How many of the lines below include "that"? Give the number and no other words.
begin AVAILABLE DATA
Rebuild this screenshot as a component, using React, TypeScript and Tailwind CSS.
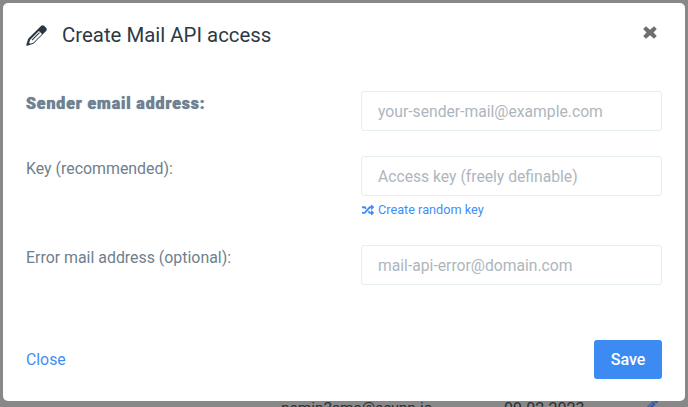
end AVAILABLE DATA
begin AVAILABLE DATA
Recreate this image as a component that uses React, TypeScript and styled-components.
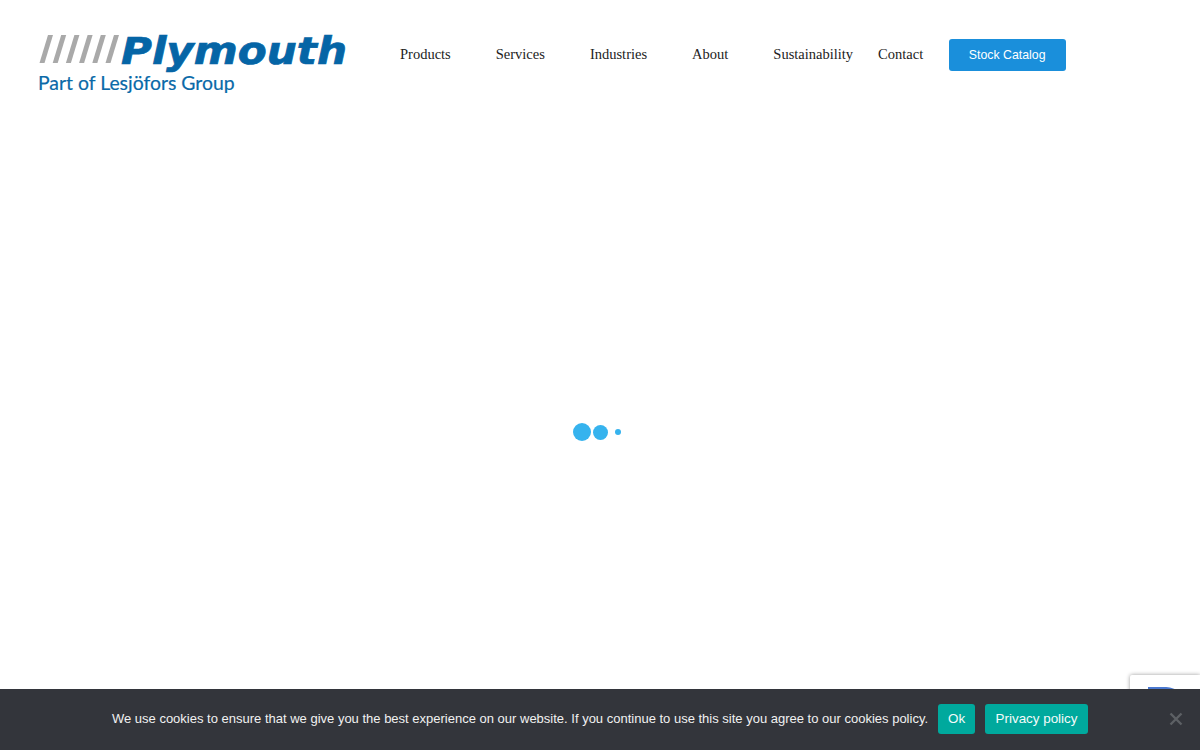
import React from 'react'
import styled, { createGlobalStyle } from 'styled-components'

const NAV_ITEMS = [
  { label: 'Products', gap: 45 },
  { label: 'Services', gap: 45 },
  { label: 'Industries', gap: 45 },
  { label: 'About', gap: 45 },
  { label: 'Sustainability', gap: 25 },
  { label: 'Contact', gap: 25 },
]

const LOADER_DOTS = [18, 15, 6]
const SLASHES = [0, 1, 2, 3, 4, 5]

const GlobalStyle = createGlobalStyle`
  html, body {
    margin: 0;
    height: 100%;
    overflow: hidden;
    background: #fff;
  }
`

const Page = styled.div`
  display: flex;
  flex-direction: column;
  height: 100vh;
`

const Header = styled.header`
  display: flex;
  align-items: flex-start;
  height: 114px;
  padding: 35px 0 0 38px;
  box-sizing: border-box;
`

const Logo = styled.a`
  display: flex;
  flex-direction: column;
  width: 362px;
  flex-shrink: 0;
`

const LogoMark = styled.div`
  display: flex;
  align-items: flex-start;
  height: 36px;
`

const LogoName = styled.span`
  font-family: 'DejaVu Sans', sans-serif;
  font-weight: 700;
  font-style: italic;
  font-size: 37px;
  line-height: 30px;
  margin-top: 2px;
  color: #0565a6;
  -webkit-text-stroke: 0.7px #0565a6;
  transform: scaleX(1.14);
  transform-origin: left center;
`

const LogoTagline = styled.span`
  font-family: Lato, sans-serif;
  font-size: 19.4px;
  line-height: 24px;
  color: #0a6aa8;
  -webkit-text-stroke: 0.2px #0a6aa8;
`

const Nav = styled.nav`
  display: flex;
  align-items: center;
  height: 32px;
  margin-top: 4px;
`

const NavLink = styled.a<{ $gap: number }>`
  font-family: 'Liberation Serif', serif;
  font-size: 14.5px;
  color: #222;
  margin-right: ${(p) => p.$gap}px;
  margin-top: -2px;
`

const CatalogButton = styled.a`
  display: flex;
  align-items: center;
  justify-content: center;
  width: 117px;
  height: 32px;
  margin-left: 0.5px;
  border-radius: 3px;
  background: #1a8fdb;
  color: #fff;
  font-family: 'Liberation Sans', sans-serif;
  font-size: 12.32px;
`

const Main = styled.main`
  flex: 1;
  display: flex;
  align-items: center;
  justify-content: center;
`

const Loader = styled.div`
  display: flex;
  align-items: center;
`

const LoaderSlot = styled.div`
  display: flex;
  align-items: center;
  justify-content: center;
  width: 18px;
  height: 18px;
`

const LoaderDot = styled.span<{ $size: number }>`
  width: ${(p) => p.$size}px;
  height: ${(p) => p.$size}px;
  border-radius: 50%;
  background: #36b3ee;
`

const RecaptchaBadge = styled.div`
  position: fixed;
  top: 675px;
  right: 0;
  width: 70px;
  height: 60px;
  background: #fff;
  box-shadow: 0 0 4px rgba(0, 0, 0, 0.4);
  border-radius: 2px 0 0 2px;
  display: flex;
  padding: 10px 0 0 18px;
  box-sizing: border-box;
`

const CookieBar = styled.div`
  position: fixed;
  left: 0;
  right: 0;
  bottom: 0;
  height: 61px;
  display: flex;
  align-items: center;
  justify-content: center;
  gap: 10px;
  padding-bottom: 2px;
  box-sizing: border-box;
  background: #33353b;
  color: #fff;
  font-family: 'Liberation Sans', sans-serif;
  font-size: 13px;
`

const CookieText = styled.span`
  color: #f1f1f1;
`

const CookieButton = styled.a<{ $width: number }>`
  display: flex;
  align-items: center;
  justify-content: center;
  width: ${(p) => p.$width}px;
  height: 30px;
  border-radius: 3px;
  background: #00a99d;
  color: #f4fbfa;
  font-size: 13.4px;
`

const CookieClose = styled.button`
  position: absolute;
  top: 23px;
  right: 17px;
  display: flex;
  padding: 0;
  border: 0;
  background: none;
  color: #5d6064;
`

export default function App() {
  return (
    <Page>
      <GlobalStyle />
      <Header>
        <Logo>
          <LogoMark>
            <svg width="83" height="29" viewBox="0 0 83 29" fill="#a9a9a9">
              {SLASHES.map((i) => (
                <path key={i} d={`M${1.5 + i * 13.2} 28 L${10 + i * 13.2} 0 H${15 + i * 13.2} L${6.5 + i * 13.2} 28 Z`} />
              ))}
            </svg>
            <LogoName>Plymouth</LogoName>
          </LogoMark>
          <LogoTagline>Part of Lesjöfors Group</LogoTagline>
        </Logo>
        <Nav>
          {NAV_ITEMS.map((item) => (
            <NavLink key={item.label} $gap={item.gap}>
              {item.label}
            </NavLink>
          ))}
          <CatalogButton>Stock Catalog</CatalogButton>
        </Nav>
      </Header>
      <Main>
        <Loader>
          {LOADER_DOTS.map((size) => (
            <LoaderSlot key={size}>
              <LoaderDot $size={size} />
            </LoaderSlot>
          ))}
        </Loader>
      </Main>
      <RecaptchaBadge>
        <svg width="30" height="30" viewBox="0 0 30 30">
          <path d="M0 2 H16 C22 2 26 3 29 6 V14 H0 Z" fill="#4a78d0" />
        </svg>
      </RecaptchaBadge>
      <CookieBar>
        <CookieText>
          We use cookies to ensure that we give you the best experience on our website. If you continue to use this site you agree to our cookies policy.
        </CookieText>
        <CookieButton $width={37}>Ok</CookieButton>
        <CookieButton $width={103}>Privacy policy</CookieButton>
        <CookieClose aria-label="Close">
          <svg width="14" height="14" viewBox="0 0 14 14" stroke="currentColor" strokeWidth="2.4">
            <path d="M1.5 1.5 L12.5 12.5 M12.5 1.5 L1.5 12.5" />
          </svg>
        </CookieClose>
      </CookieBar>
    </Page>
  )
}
end AVAILABLE DATA
### RESULT FOR THIS TASK
2